(Gage Skidmore/Flickr)
You'd hardly be human if you didn't feel a twinge of glee at the fall of Steve Bannon. Couldn't have happened to a nicer guy, you might say. Bannon's resignation from Breitbart News might even restore your faith in the resilience of democracy—but it shouldn’t.
However delicious the ignominious fate of the man who painted himself as Svengali to the dummy in the Oval, Bannon's fast descent from savior to pariah illustrates structural rot in the machinery of the republic, wrought by a Supreme Court whose majority acts in the favor of aspiring oligarchs. Sure, Bannon set his fate in motion through his own hubris. But ultimately his crash stemmed from the whims of a single donor family, as did his rise.
Without Rebekah Mercer, daughter of hedge-fund billionaire Robert Mercer, Bannon would never have secured his top spot on the presidential campaign of Donald J. Trump. Without Mercer, Bannon might never have been granted his role as the guiding force of Breitbart News, which, as he boasted to journalist Sarah Posner, he refashioned as “the platform for the alt-right.”
Were it not for Cambridge Analytica, the data firm founded by Robert Mercer, Trump, the hate-spewing, alt-right-feeding candidate, quite probably would never have been elected. The Mercers, in addition to infusing Breitbart with $10 million and installing Bannon as its leader, placed the bombastic propagandist on the data firm's board.
The Mercers also bankrolled the making of the book Clinton Cash by Peter Schweizer, riddled with inaccuracies and conspiracy-theorizing, that was produced by Bannon’s nonprofit Government Accountability Institute. As strategized by Bannon, the book’s core claims of corruption against Hillary Clinton were picked up and publicized by The New York Times and The Washington Post, setting in motion a narrative of dishonesty against the Democratic presidential nominee that she would find hard to shake.
In short, the Mercers bankrolled the racism and misogyny that brought Trump to power, and encouraged its spread. In the aftermath of the murderous mayhem of a white supremacist riot in Charlottesville, Virginia, last August, Bannon's botched response led the Mercers to help accelerate his exit from the White House—already on his way out for his interview with The American Prospect co-editor Robert Kuttner—with the lure of backing Bannon’s dream of being the kingmaker who would, once and for all, vanquish the “establishment” of the Republican Party.

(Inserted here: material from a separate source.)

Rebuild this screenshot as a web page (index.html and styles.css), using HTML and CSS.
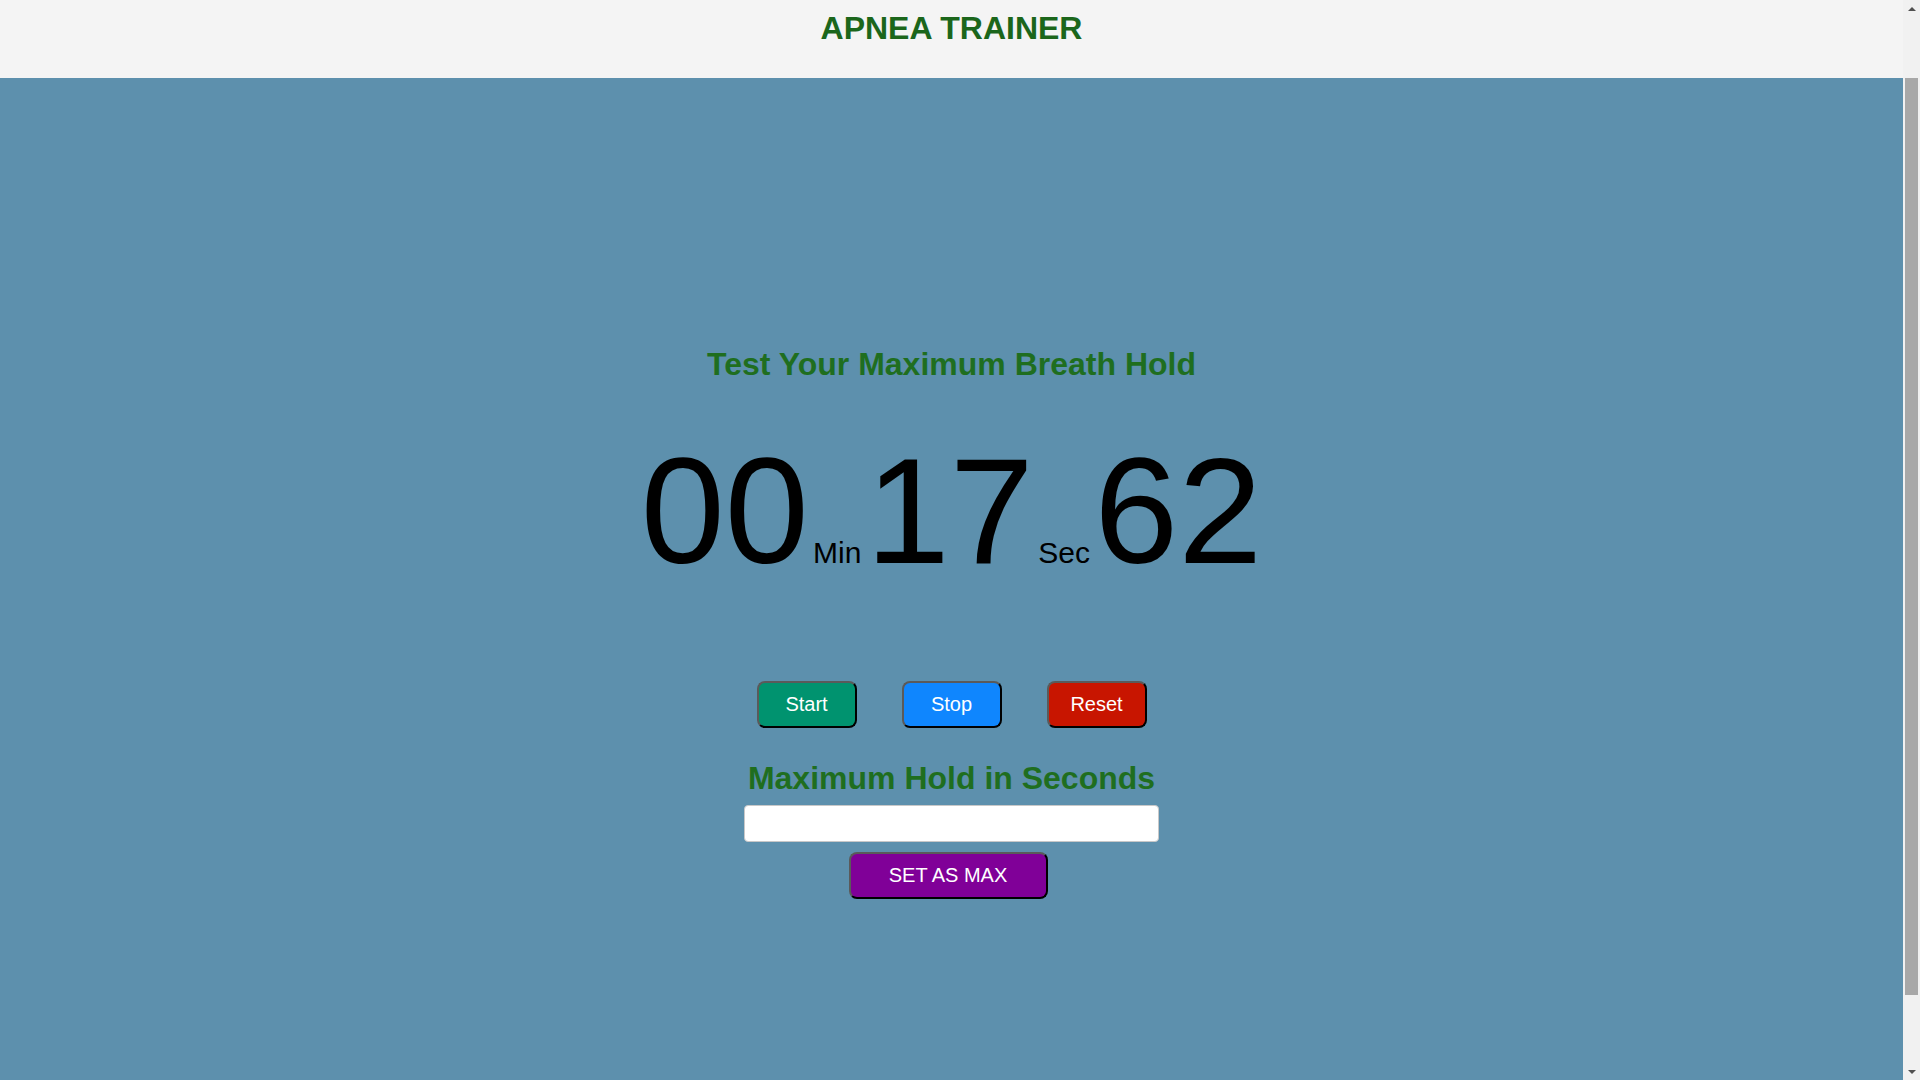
FILE: index.html
```html
<!DOCTYPE html>
<html lang="en">
<head>
<meta charset="utf-8">
<title>Apnea Trainer</title>
<link rel="stylesheet" href="styles.css">
</head>
<body>
<div class="app">
  <div class="page">
    <header class="topbar">
      <h1 class="brand">APNEA TRAINER</h1>
    </header>
    <main class="stage">
      <h2 class="heading">Test Your Maximum Breath Hold</h2>
      <div class="timer">
        <span class="num">00</span>
        <span class="unit">Min</span>
        <span class="num">17</span>
        <span class="unit">Sec</span>
        <span class="num">62</span>
      </div>
      <div class="controls">
        <button class="btn btn-start">Start</button>
        <button class="btn btn-stop">Stop</button>
        <button class="btn btn-reset">Reset</button>
      </div>
      <h2 class="heading heading-max">Maximum Hold in Seconds</h2>
      <input class="max-input" type="text">
      <button class="btn btn-set">SET AS MAX</button>
    </main>
  </div>
  <div class="scrollbar" aria-hidden="true">
    <div class="sb-arrow"><span class="tri tri-up"></span></div>
    <div class="sb-track"><div class="sb-thumb"></div></div>
    <div class="sb-arrow"><span class="tri tri-down"></span></div>
  </div>
</div>
</body>
</html>
```
FILE: styles.css
```css
html, body {
  margin: 0;
  padding: 0;
  overflow: hidden;
}
body {
  font-family: "Liberation Sans", Arial, sans-serif;
  font-size: 16px;
  background: #5d90ad;
}
.app {
  display: flex;
  height: 1080px;
}
.page {
  flex: 1;
  display: flex;
  flex-direction: column;
  min-width: 0;
}
.topbar {
  height: 78px;
  flex: none;
  background: #f4f4f4;
  box-sizing: border-box;
  padding-top: 10px;
}
.brand {
  margin: 0;
  text-align: center;
  font-size: 32px;
  line-height: 37px;
  font-weight: bold;
  color: #1b661b;
}
.stage {
  flex: 1;
  background: #5d90ad;
  box-sizing: border-box;
  padding-top: 268px;
  display: flex;
  flex-direction: column;
  align-items: center;
}
.heading {
  margin: 0;
  font-size: 32px;
  line-height: 37px;
  font-weight: bold;
  color: #1f6e1f;
  text-align: center;
}
.timer {
  margin-top: 52px;
  display: flex;
  align-items: baseline;
  justify-content: center;
  gap: 4.4px;
  color: #000;
}
.num {
  font-size: 151px;
  line-height: 1;
}
.unit {
  font-size: 30px;
  line-height: 1;
}
.controls {
  margin-top: 95px;
  display: flex;
  gap: 45px;
}
.btn {
  font-family: "Liberation Sans", Arial, sans-serif;
  font-size: 20px;
  line-height: 23px;
  color: #fff;
  padding: 10px 0;
  width: 100px;
  border-width: 2px;
  border-style: solid;
  border-color: #5a5a5a #000 #000 #5a5a5a;
  border-radius: 8px;
  cursor: pointer;
}
.btn-start { background: #00936f; }
.btn-stop { background: #0f86fe; }
.btn-reset { background: #c81500; }
.heading-max {
  margin-top: 32px;
}
.max-input {
  margin-top: 8px;
  width: 415px;
  height: 37px;
  box-sizing: border-box;
  border: 1px solid #c8c8c8;
  border-radius: 4px;
  background: #fff;
  padding: 0 8px;
  font-size: 16px;
}
.btn-set {
  margin-top: 10px;
  margin-right: 7px;
  width: 199px;
  background: #800098;
}
.scrollbar {
  width: 17px;
  flex: none;
  background: #f1f1f1;
  display: flex;
  flex-direction: column;
}
.sb-arrow {
  height: 17px;
  flex: none;
  display: flex;
  align-items: center;
  justify-content: center;
}
.tri {
  width: 0;
  height: 0;
  border-left: 4px solid transparent;
  border-right: 4px solid transparent;
}
.tri-up { border-bottom: 4px solid #505050; }
.tri-down { border-top: 4px solid #505050; }
.sb-track {
  flex: 1;
  padding: 61px 2px 0 2px;
}
.sb-thumb {
  height: 917px;
  background: #a8a8a8;
}
```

Even before Bannon's embrace-the-racism-and-misogyny strategy blew up in his face with his backing of Roy Moore in the GOP primary for Alabama's U.S. Senate seat, the Mercers showed signs of backing away; in November, Daddy Mercer sold his shares in Breitbart to his daughters and disavowed the antics of the hate-mongering Bannon protégé Milo Yiannopoulos. However much they may enjoy the racism and the misogyny, the Mercers’ main aim is to win. The tipping point came when the publication of excerpts from Fire and Fury, the new book by Michael Wolff, revealed Bannon’s low opinions of the president and his family. In the book, Bannon is quoted calling Donald Trump Jr. treasonous, Ivanka Trump “dumb as a brick,” and the president himself in potential money-laundering trouble.
It took only a phone call from the president to convince Rebekah Mercer to announce that her family would no longer back Bannon’s enterprises, according to The Daily Beast’s Lachlan Markay and Asawin Suebsaeng.
Oligarchy sides with power, and the guy in the nation's top job has oodles more power than the guy who got him there.
Bannon may be gone, for the time being, from the national stage and electoral politics. But the Mercers, you can bet, aren't going anywhere. They'll continue to back candidates who either want to burn it all down and prove their power against the Koch brothers, their rivals in the game of right-wing, political moneyball.
This is how oligarchy works. This is America.